> [Set task]: Look through the data below. Collect every line where the word "components" occurs.
══ Data ══
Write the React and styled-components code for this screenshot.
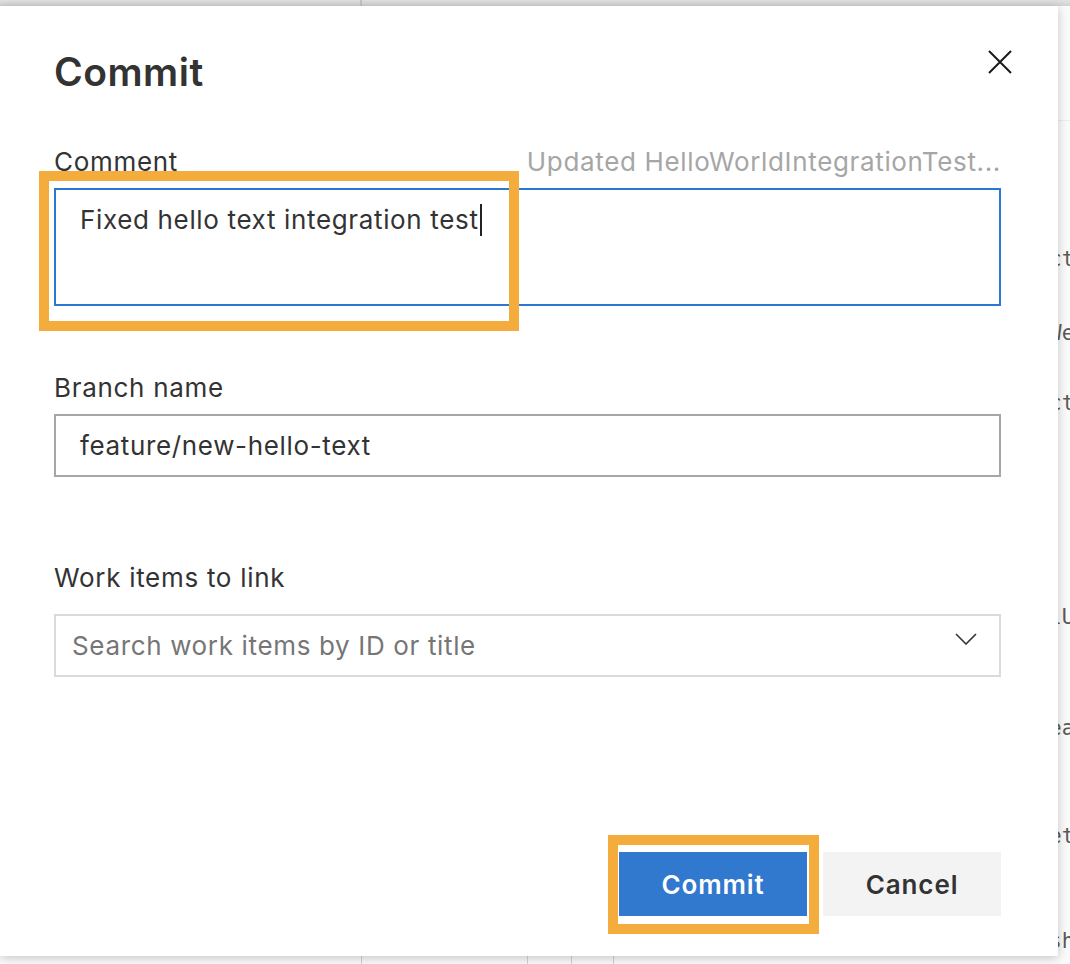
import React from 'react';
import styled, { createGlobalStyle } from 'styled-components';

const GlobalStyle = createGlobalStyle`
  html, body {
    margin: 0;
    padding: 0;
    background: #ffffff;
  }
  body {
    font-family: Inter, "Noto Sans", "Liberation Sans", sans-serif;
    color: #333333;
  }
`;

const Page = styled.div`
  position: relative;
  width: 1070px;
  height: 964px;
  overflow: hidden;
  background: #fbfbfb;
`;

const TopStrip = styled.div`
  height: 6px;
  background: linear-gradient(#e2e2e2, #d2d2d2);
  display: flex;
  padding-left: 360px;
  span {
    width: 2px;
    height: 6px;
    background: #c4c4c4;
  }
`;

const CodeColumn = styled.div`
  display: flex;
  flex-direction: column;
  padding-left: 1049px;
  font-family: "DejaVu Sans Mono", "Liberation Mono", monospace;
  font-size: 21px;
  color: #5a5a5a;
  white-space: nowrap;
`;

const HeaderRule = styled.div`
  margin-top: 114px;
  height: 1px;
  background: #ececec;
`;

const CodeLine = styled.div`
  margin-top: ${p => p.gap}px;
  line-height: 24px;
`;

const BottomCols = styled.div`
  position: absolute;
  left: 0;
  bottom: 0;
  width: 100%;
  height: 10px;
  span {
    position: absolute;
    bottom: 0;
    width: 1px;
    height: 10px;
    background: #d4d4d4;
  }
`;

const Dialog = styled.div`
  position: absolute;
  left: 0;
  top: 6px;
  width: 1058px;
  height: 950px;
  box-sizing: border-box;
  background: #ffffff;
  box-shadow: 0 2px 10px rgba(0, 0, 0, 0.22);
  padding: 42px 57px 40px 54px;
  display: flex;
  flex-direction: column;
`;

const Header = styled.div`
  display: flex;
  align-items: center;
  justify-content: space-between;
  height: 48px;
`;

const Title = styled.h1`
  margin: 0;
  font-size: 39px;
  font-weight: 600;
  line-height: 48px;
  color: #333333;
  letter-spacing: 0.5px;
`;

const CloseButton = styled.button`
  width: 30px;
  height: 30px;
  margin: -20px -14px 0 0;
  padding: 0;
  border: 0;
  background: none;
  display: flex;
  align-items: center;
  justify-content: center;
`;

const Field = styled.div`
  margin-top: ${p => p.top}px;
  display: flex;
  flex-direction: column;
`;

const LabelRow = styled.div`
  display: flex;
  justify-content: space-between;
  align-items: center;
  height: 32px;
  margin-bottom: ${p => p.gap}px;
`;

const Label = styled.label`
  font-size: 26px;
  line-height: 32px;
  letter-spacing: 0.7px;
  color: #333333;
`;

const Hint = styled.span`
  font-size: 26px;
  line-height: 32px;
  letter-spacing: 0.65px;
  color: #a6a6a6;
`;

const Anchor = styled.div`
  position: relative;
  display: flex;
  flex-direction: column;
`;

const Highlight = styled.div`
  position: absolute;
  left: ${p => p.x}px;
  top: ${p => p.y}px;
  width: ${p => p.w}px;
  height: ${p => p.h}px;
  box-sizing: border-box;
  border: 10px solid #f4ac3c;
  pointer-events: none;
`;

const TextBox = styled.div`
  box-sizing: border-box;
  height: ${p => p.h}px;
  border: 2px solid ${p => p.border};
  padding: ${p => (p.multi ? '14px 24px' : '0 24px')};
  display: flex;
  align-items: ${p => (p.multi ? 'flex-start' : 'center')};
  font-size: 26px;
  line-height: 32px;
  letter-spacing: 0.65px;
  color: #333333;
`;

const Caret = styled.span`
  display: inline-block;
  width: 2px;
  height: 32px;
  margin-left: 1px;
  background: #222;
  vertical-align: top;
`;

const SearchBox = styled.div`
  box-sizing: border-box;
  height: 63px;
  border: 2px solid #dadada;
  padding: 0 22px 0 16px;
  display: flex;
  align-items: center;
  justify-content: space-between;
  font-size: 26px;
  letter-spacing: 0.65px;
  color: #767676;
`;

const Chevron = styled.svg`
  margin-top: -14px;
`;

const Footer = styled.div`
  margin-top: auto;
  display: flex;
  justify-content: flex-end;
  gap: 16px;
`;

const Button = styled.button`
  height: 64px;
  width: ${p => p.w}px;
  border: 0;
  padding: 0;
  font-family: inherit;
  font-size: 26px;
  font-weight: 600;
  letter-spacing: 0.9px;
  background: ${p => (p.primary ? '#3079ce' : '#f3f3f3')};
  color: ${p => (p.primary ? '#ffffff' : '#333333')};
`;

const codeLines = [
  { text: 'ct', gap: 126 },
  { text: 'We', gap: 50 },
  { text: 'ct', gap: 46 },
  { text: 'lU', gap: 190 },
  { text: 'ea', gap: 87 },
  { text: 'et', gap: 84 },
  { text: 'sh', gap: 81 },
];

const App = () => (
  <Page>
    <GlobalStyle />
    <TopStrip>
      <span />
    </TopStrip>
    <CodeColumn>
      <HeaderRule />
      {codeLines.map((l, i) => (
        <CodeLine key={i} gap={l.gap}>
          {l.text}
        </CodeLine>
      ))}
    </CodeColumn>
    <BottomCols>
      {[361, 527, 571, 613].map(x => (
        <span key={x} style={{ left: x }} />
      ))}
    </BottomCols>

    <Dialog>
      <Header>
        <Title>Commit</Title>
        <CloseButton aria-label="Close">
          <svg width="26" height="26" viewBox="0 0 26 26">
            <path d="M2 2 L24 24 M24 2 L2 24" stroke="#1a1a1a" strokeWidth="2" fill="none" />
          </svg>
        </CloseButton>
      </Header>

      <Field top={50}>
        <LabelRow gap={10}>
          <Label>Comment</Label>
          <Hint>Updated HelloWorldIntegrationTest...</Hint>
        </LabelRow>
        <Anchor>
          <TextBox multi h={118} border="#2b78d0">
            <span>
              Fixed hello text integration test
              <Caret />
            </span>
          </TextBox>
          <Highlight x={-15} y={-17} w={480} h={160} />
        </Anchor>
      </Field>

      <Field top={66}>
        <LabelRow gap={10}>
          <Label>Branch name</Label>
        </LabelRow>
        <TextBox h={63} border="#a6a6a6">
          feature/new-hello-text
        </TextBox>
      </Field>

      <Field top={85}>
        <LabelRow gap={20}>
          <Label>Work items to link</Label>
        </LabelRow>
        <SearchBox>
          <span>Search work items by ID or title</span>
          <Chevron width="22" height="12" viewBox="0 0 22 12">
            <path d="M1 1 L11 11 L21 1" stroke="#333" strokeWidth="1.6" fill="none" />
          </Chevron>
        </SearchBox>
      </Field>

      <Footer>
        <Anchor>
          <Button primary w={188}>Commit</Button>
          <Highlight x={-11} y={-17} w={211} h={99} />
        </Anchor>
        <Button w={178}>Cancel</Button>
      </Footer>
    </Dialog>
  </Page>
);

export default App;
═══
> [Correct response]:
Write the React and styled-components code for this screenshot.
import styled, { createGlobalStyle } from 'styled-components';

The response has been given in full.